Mr. Carter and his advisers all assumed that the key to peace in the region was to make Israel pull back to its pre-1967 borders and accept the principle of Palestinian self-determination in exchange for a guarantee of Israel's security. Nothing less than a comprehensive settlement, it was argued, could ward off future wars -- and there could be no agreement without the Soviets at the bargaining table. This was a policy that, if implemented, would have thrust the Cold War directly into the heart of Middle East politics. Nixon and Mr. Kissinger had strained to achieve the opposite.

Interestingly, the man who ultimately prevented this Carter-led calamity from unfolding was Egyptian President Anwar Sadat.
Herman is certainly correct that had Sadat not made the decision to come to Jerusalem and claim his desire for peace before the Israeli people, Camp David would and the Egyptian-Israeli treaty would never have happened. And even then, Jimmy the Dhimmi was pushing for a 'Palestinian' state reichlet.
An agreement was hammered out for an Israeli withdrawal from the Sinai, coupled with vague language about Palestinian "autonomy." The item Mr. Carter had really wanted on the agenda -- a Palestinian state -- was kept at arm's length.
If President Obama is going to use the public image of Jimmy Carter's 'success' at Camp David, we have nothing to look forward to but disaster.
Camp David worked because it avoided all of Mr. Carter's usual foreign policy mistakes, particularly his insistence on a comprehensive solution. Instead, Sadat and Begin pursued limited goals. The agreement stressed a step-by-step process instead of insisting on immediate dramatic results. It excluded noncooperative entities like Syria and the PLO, rather than trying to accommodate their demands. And for once, Mr. Carter chose to operate behind the scenes à la Mr. Kissinger, instead of waging a media war through public statements and gestures. (The press were barred from the Camp David proceedings).

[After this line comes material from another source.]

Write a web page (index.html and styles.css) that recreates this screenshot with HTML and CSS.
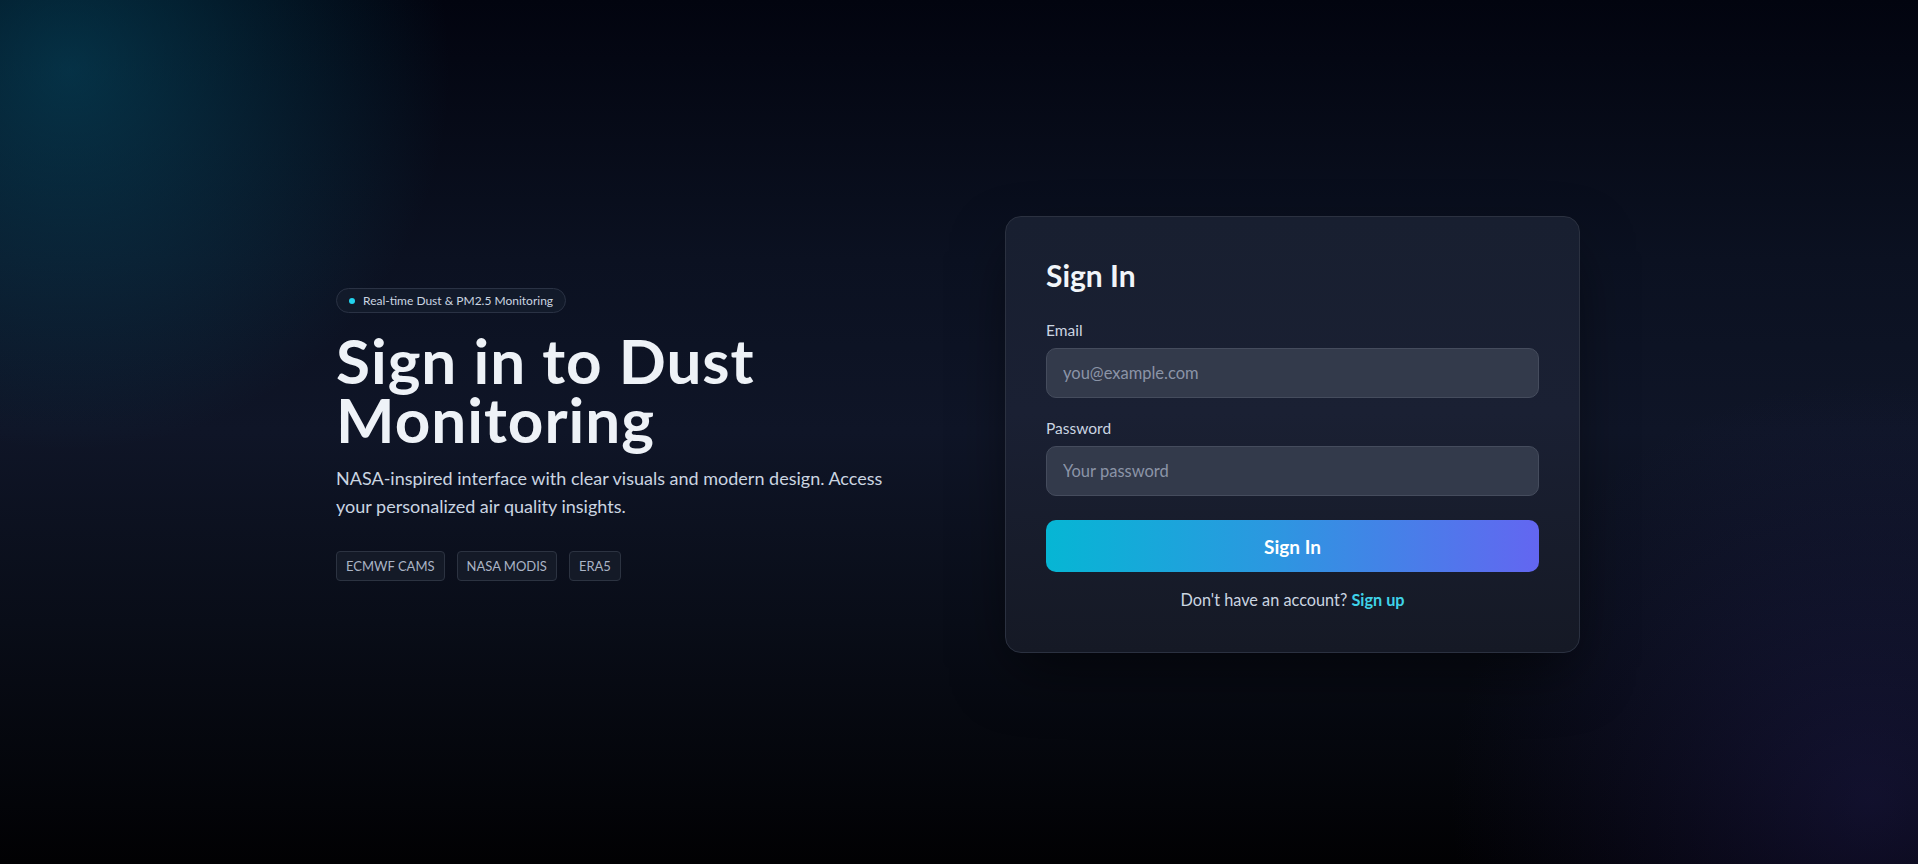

Above all and most significantly, Camp David sought peace instead of "justice." Liberals say there can be no peace without justice. But to many justice means the end of Israel or the creation of a separate Palestinian state. Sadat and Begin, in the teeth of Mr.Carter's own instincts both then and now, established at Camp David a sounder principle for negotiating peace. The chaos and violence in today's Gaza proves just how fatal trying to advance other formulations can be.
Read the whole thing.

3 Comments:

At 8:20 AM, Blogger YMedad said...

Watch it, Carl, Jammie Fool will start hitting on you

 
At 9:25 AM, Blogger LB said...

I once heard a "rumor" that the Egyptians tried to relay a message that they would have given up the eastern third of Sinai, but the message was intercepted by Carter, and that the rest is, well, history. Also, along the same lines - the fight for Taba was then only because Sadat knew he could extract 100% from Israel - so he didn't stop demanding it all.

Does anyone know how much truth there is to that? Thanks.

 
At 3:19 PM, Blogger NormanF said...

It should be pointed out Egypt and Israel made a deal because there was chemistry and trust between Sadat and Begin and both sides did not trust the US to make it happen - in fact, the US was the biggest obstacle to a "small" agreement because it thought that to make peace happen, it should be the reverse.

And it looks like the Hopenchange Administration is set to repeat the Carter failures that almost wrecked the rapprochement between Egypt and Israel in the late 70s.

The fly in the ointment today is there is no one on the Palestinian with Sadat's stature to help make peace and then the other thing that has to kept in mind is Israel made peace with a regime, not with the Egyptian people. The Palestinian street is not amenable to moderation and there is no prospect of a final status agreement being realized for at least the next few generations.

So we can see from hindsight what Camp David accomplished - and what it didn't.